What can you expect from an evaluation in a Toastmasters club?

  • You will be asked for your objectives. Toastmasters members work from project manuals to improve their skills, whether presentation techniques such as eye contact, or content advice including how to best structure a speech.
  • You will hear what you did well. Toastmasters clubs have a very supportive environment, and your evaluations will be very encouraging.
  • You will get very specific feedback, not generalities. If you used a certain gesture or phrase that could be improved, your evaluator may make a specific suggestion of one or more different ways to present the concept or hone the gesture.

Most importantly, the evaluation is of the speech, not of the speaker, and not of any opinions you expressed in the speech. The evaluation is focused on helping you achieve your objectives—which may be to inspire, to educate, to sell, to entertain or to share a personal story. 

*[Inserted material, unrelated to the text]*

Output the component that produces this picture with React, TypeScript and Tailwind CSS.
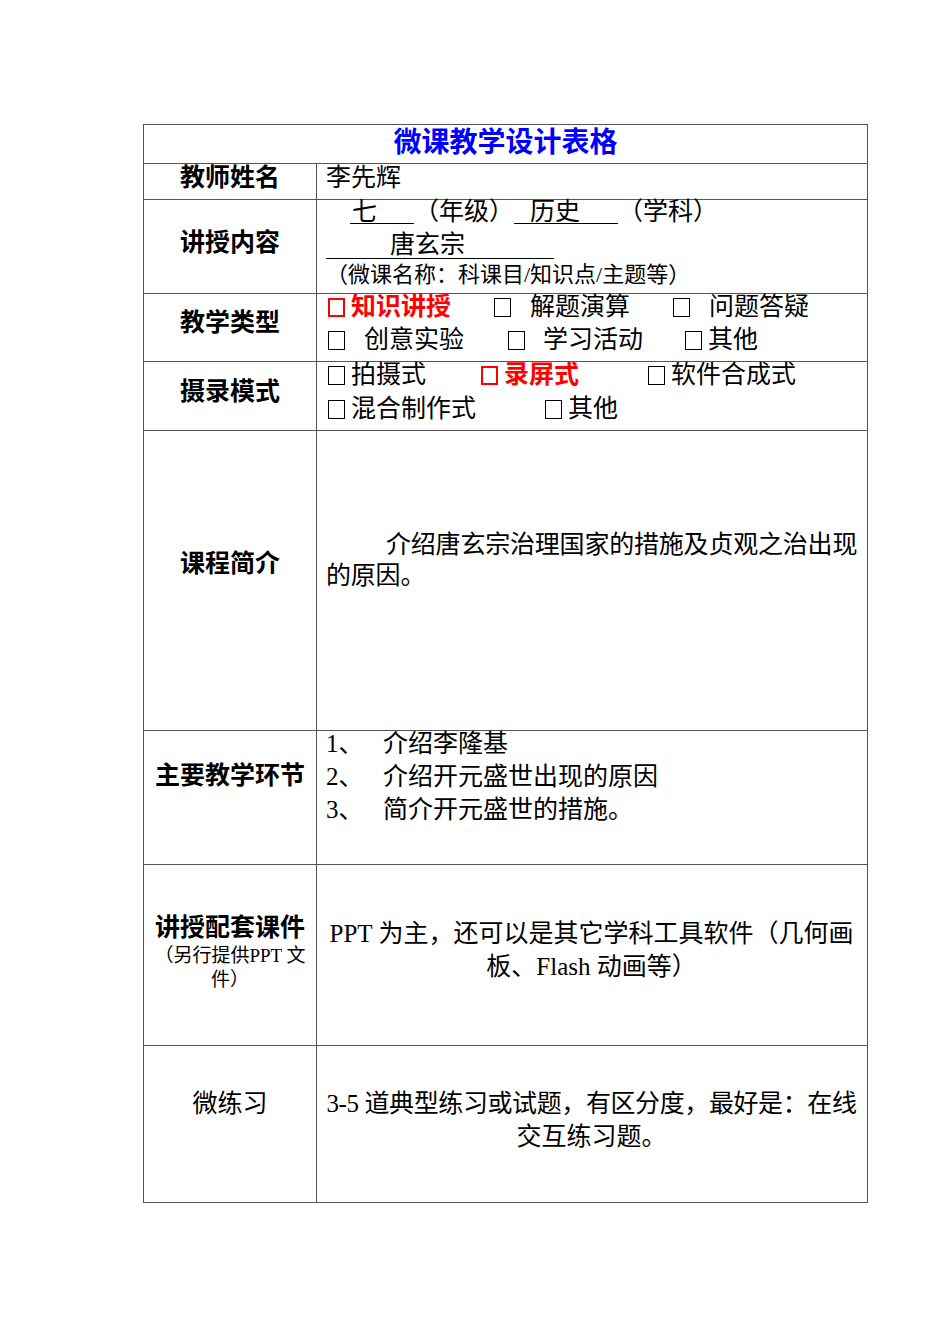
import type { ReactNode } from 'react';

// 复选框（空心方块）
const Box = ({ red }: { red?: boolean }) => (
  <span
    className={
      red
        ? 'inline-block shrink-0 w-[17px] h-[19px] border-2 border-[#ff0000]'
        : 'inline-block shrink-0 w-[17px] h-[19px] border border-black'
    }
  />
);

type ItemProps = {
  w?: string;
  gap: string;
  red?: boolean;
  children: ReactNode;
};

const Item = ({ w = '', gap, red, children }: ItemProps) => (
  <span className={`flex items-center shrink-0 ${w}`}>
    <Box red={red} />
    <span className={red ? `${gap} text-[#ff0000] font-bold` : gap}>{children}</span>
  </span>
);

const Label = ({ children, pb }: { children: ReactNode; pb: string }) => (
  <div
    className={`w-[173px] shrink-0 border-r border-[#555] flex flex-col items-center justify-center font-bold text-[25px] ${pb}`}
  >
    {children}
  </div>
);

export default function App() {
  return (
    <div className="w-[950px] h-[1344px] bg-white text-black font-['Liberation_Serif','Noto_Sans_CJK_SC',serif] pt-[124px] pl-[143px]">
      <div className="w-[725px] border border-[#555] flex flex-col">
        {/* 标题 */}
        <div className="h-[39px] border-b border-[#555] flex items-center justify-center pb-[9px]">
          <span className="text-[28px] leading-[30px] font-bold text-[#0000ff] font-['Noto_Sans_CJK_SC',sans-serif]">
            微课教学设计表格
          </span>
        </div>

        {/* 教师姓名 */}
        <div className="h-[36px] border-b border-[#555] flex">
          <Label pb="pb-[7px]">教师姓名</Label>
          <div className="flex-1 pl-[9px] text-[25px] leading-[28px]">李先辉</div>
        </div>

        {/* 讲授内容 */}
        <div className="h-[94px] border-b border-[#555] flex">
          <Label pb="pb-[7px]">讲授内容</Label>
          <div className="flex-1 pl-[9px] text-[25px]">
            <div className="flex h-[24px] leading-[24px] pl-[24px]">
              <span className="w-[64px] h-[24px] pl-[2px] border-b border-black shrink-0">七</span>
              <span className="shrink-0">（年级）</span>
              <span className="w-[104px] h-[24px] pl-[16px] border-b border-black shrink-0">历史</span>
              <span className="shrink-0">（学科）</span>
            </div>
            <div className="mt-[5px] h-[32px] leading-[32px]">
              <span className="inline-block w-[228px] h-[28px] leading-[28px] pl-[64px] border-b border-black">唐玄宗</span>
            </div>
            <div className="h-[28px] leading-[28px] text-[22px] whitespace-nowrap">（微课名称：科课目/知识点/主题等）</div>
          </div>
        </div>

        {/* 教学类型 */}
        <div className="h-[68px] border-b border-[#555] flex">
          <Label pb="pb-[9px]">教学类型</Label>
          <div className="flex-1 pl-[11px] text-[25px] leading-[26px] flex flex-col gap-[7px] whitespace-nowrap">
            <div className="flex">
              <Item w="w-[166px]" gap="ml-[6px]" red>知识讲授</Item>
              <Item w="w-[179px]" gap="ml-[19px]">解题演算</Item>
              <Item gap="ml-[19px]">问题答疑</Item>
            </div>
            <div className="flex">
              <Item w="w-[180px]" gap="ml-[19px]">创意实验</Item>
              <Item w="w-[177px]" gap="ml-[18px]">学习活动</Item>
              <Item gap="ml-[6px]">其他</Item>
            </div>
          </div>
        </div>

        {/* 摄录模式 */}
        <div className="h-[69px] border-b border-[#555] flex">
          <Label pb="pb-[8px]">摄录模式</Label>
          <div className="flex-1 pl-[11px] text-[25px] leading-[26px] flex flex-col gap-[8px] whitespace-nowrap">
            <div className="flex">
              <Item w="w-[153px]" gap="ml-[6px]">拍摄式</Item>
              <Item w="w-[167px]" gap="ml-[6px]" red>录屏式</Item>
              <Item gap="ml-[6px]">软件合成式</Item>
            </div>
            <div className="flex">
              <Item w="w-[217px]" gap="ml-[6px]">混合制作式</Item>
              <Item gap="ml-[6px]">其他</Item>
            </div>
          </div>
        </div>

        {/* 课程简介 */}
        <div className="h-[300px] border-b border-[#555] flex">
          <Label pb="pb-[34px]">课程简介</Label>
          <div className="flex-1 pl-[9px] pt-[98px] text-[25px] leading-[31px]">
            <p className="indent-[60px] whitespace-nowrap tracking-[-0.2px]">
              介绍唐玄宗治理国家的措施及贞观之治出现
              <br />
              的原因。
            </p>
          </div>
        </div>

        {/* 主要教学环节 */}
        <div className="h-[134px] border-b border-[#555] flex">
          <Label pb="pb-[43px]">主要教学环节</Label>
          <div className="flex-1 pl-[9px] text-[25px] leading-[26px] flex flex-col gap-[7px] whitespace-nowrap">
            <div className="flex">
              <span className="w-[57px] shrink-0">1、</span>
              <span>介绍李隆基</span>
            </div>
            <div className="flex">
              <span className="w-[57px] shrink-0">2、</span>
              <span>介绍开元盛世出现的原因</span>
            </div>
            <div className="flex">
              <span className="w-[57px] shrink-0">3、</span>
              <span>简介开元盛世的措施。</span>
            </div>
          </div>
        </div>

        {/* 讲授配套课件 */}
        <div className="h-[181px] border-b border-[#555] flex">
          <Label pb="pb-[6px]">
            <span className="leading-[30px]">讲授配套课件</span>
            <span className="font-normal text-[19px] leading-[24px] mt-[1px] text-center whitespace-nowrap">
              （另行提供PPT 文
              <br />
              件）
            </span>
          </Label>
          <div className="flex-1 pl-[9px] pr-[10px] flex flex-col justify-center pb-[10px] text-[25px] leading-[33px] text-center whitespace-nowrap">
            <div>PPT 为主，还可以是其它学科工具软件（几何画</div>
            <div>板、Flash 动画等）</div>
          </div>
        </div>

        {/* 微练习 */}
        <div className="h-[156px] flex">
          <div className="w-[173px] shrink-0 border-r border-[#555] flex items-center justify-center pb-[40px] text-[25px]">
            微练习
          </div>
          <div className="flex-1 pl-[9px] pr-[10px] flex flex-col justify-center pb-[9px] text-[25px] leading-[33px] text-center whitespace-nowrap">
            <div className="tracking-[-0.4px]">3-5 道典型练习或试题，有区分度，最好是：在线</div>
            <div>交互练习题。</div>
          </div>
        </div>
      </div>
    </div>
  );
}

For proficient speakers, there are advanced clubs, which require members to achieve the first educational milestone of the Toastmasters program, the Competent Communicator. These advanced clubs provide the benefit of multiple, round-robin evaluations of a speech. Evaluators may agree with each other, or they may offer opposing opinions.

Ultimately, it is up to you, as a speaker, to determine which feedback is most beneficial to you, and which suggestions you want to incorporate going forward. The regular cadence of getting evaluations will reinforce what you do well, provide you with guidance for improving—and take the "scary" factor out of being evaluated!